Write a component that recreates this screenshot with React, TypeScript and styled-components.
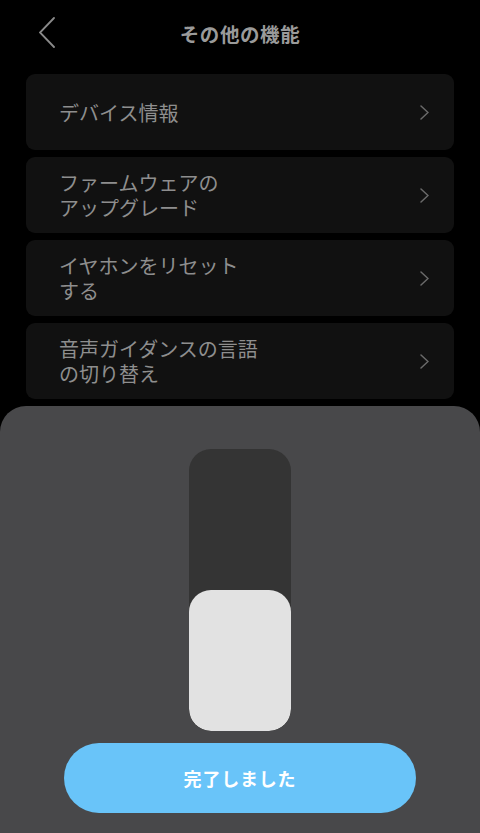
import React from "react";
import styled, { createGlobalStyle } from "styled-components";

const GlobalStyle = createGlobalStyle`
  html, body {
    margin: 0;
    padding: 0;
    background: #000;
  }
  body {
    font-family: "Noto Sans CJK JP", "Noto Sans", sans-serif;
  }
`;

const Screen = styled.div`
  position: relative;
  width: 480px;
  height: 833px;
  background: #000;
  overflow: hidden;
`;

const Header = styled.header`
  height: 66px;
  display: flex;
  align-items: center;
  justify-content: center;
  position: relative;
`;

const BackButton = styled.button`
  position: absolute;
  left: 30px;
  top: 12px;
  width: 34px;
  height: 40px;
  background: none;
  border: none;
  padding: 0;
  display: flex;
  align-items: center;
  justify-content: center;
`;

const Title = styled.h1`
  margin: 0;
  font-size: 19.5px;
  font-weight: 700;
  color: #9a9a9a;
  letter-spacing: 0.6px;
`;

const List = styled.div`
  display: flex;
  flex-direction: column;
  gap: 7px;
  padding: 8px 26px 0;
`;

const Card = styled.div`
  height: 76px;
  background: #111111;
  border-radius: 9px;
  display: flex;
  align-items: center;
  justify-content: space-between;
  padding: 0 25px 0 33px;
  box-sizing: border-box;
`;

const Label = styled.span`
  font-size: 20px;
  line-height: 25px;
  color: #8e8e8e;
  white-space: pre-line;
`;

const Sheet = styled.div`
  position: absolute;
  left: 0;
  right: 0;
  bottom: 0;
  height: 427px;
  background: #48484a;
  border-radius: 26px 26px 0 0;
  display: flex;
  flex-direction: column;
  align-items: center;
  padding-top: 43px;
  box-sizing: border-box;
`;

const Track = styled.div`
  width: 102px;
  height: 282px;
  background: #343434;
  border-radius: 22px;
  display: flex;
  flex-direction: column;
  justify-content: flex-end;
  overflow: hidden;
`;

const Fill = styled.div`
  width: 100%;
  background: #e2e2e2;
  border-radius: 22px;
`;

const DoneButton = styled.button`
  margin-top: 12px;
  width: 352px;
  height: 70px;
  border: none;
  border-radius: 35px;
  background: #69c4f9;
  color: #ffffff;
  font-family: inherit;
  font-size: 18px;
  font-weight: 700;
  letter-spacing: 0.8px;
`;

const Chevron = ({ dir, color, w, h, sw }: { dir: "left" | "right"; color: string; w: number; h: number; sw: number }) => (
  <svg width={w} height={h} viewBox={`0 0 ${w} ${h}`} fill="none">
    <polyline
      points={dir === "left" ? `${w - 1},1 1,${h / 2} ${w - 1},${h - 1}` : `1,1 ${w - 1},${h / 2} 1,${h - 1}`}
      stroke={color}
      strokeWidth={sw}
      strokeLinecap="round"
      strokeLinejoin="miter"
    />
  </svg>
);

const items = [
  "デバイス情報",
  "ファームウェアの\nアップグレード",
  "イヤホンをリセット\nする",
  "音声ガイダンスの言語\nの切り替え",
];

const App = () => {
  const level = 0.5;
  return (
    <Screen>
      <GlobalStyle />
      <Header>
        <BackButton>
          <Chevron dir="left" color="#8a8a8a" w={16} h={31} sw={1.8} />
        </BackButton>
        <Title>その他の機能</Title>
      </Header>
      <List>
        {items.map((t) => (
          <Card key={t}>
            <Label>{t}</Label>
            <Chevron dir="right" color="#6a6a6a" w={9} h={15} sw={1.5} />
          </Card>
        ))}
      </List>
      <Sheet>
        <Track>
          <Fill style={{ height: `${level * 100}%` }} />
        </Track>
        <DoneButton>完了しました</DoneButton>
      </Sheet>
    </Screen>
  );
};

export default App;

⁂

Goal of the exercise: The data should be printed again unchanged; leave its pictures out.

Exercise result:
Write a component that recreates this screenshot with React, TypeScript and styled-components.
import React from "react";
import styled, { createGlobalStyle } from "styled-components";

const GlobalStyle = createGlobalStyle`
  html, body {
    margin: 0;
    padding: 0;
    background: #000;
  }
  body {
    font-family: "Noto Sans CJK JP", "Noto Sans", sans-serif;
  }
`;

const Screen = styled.div`
  position: relative;
  width: 480px;
  height: 833px;
  background: #000;
  overflow: hidden;
`;

const Header = styled.header`
  height: 66px;
  display: flex;
  align-items: center;
  justify-content: center;
  position: relative;
`;

const BackButton = styled.button`
  position: absolute;
  left: 30px;
  top: 12px;
  width: 34px;
  height: 40px;
  background: none;
  border: none;
  padding: 0;
  display: flex;
  align-items: center;
  justify-content: center;
`;

const Title = styled.h1`
  margin: 0;
  font-size: 19.5px;
  font-weight: 700;
  color: #9a9a9a;
  letter-spacing: 0.6px;
`;

const List = styled.div`
  display: flex;
  flex-direction: column;
  gap: 7px;
  padding: 8px 26px 0;
`;

const Card = styled.div`
  height: 76px;
  background: #111111;
  border-radius: 9px;
  display: flex;
  align-items: center;
  justify-content: space-between;
  padding: 0 25px 0 33px;
  box-sizing: border-box;
`;

const Label = styled.span`
  font-size: 20px;
  line-height: 25px;
  color: #8e8e8e;
  white-space: pre-line;
`;

const Sheet = styled.div`
  position: absolute;
  left: 0;
  right: 0;
  bottom: 0;
  height: 427px;
  background: #48484a;
  border-radius: 26px 26px 0 0;
  display: flex;
  flex-direction: column;
  align-items: center;
  padding-top: 43px;
  box-sizing: border-box;
`;

const Track = styled.div`
  width: 102px;
  height: 282px;
  background: #343434;
  border-radius: 22px;
  display: flex;
  flex-direction: column;
  justify-content: flex-end;
  overflow: hidden;
`;

const Fill = styled.div`
  width: 100%;
  background: #e2e2e2;
  border-radius: 22px;
`;

const DoneButton = styled.button`
  margin-top: 12px;
  width: 352px;
  height: 70px;
  border: none;
  border-radius: 35px;
  background: #69c4f9;
  color: #ffffff;
  font-family: inherit;
  font-size: 18px;
  font-weight: 700;
  letter-spacing: 0.8px;
`;

const Chevron = ({ dir, color, w, h, sw }: { dir: "left" | "right"; color: string; w: number; h: number; sw: number }) => (
  <svg width={w} height={h} viewBox={`0 0 ${w} ${h}`} fill="none">
    <polyline
      points={dir === "left" ? `${w - 1},1 1,${h / 2} ${w - 1},${h - 1}` : `1,1 ${w - 1},${h / 2} 1,${h - 1}`}
      stroke={color}
      strokeWidth={sw}
      strokeLinecap="round"
      strokeLinejoin="miter"
    />
  </svg>
);

const items = [
  "デバイス情報",
  "ファームウェアの\nアップグレード",
  "イヤホンをリセット\nする",
  "音声ガイダンスの言語\nの切り替え",
];

const App = () => {
  const level = 0.5;
  return (
    <Screen>
      <GlobalStyle />
      <Header>
        <BackButton>
          <Chevron dir="left" color="#8a8a8a" w={16} h={31} sw={1.8} />
        </BackButton>
        <Title>その他の機能</Title>
      </Header>
      <List>
        {items.map((t) => (
          <Card key={t}>
            <Label>{t}</Label>
            <Chevron dir="right" color="#6a6a6a" w={9} h={15} sw={1.5} />
          </Card>
        ))}
      </List>
      <Sheet>
        <Track>
          <Fill style={{ height: `${level * 100}%` }} />
        </Track>
        <DoneButton>完了しました</DoneButton>
      </Sheet>
    </Screen>
  );
};

export default App;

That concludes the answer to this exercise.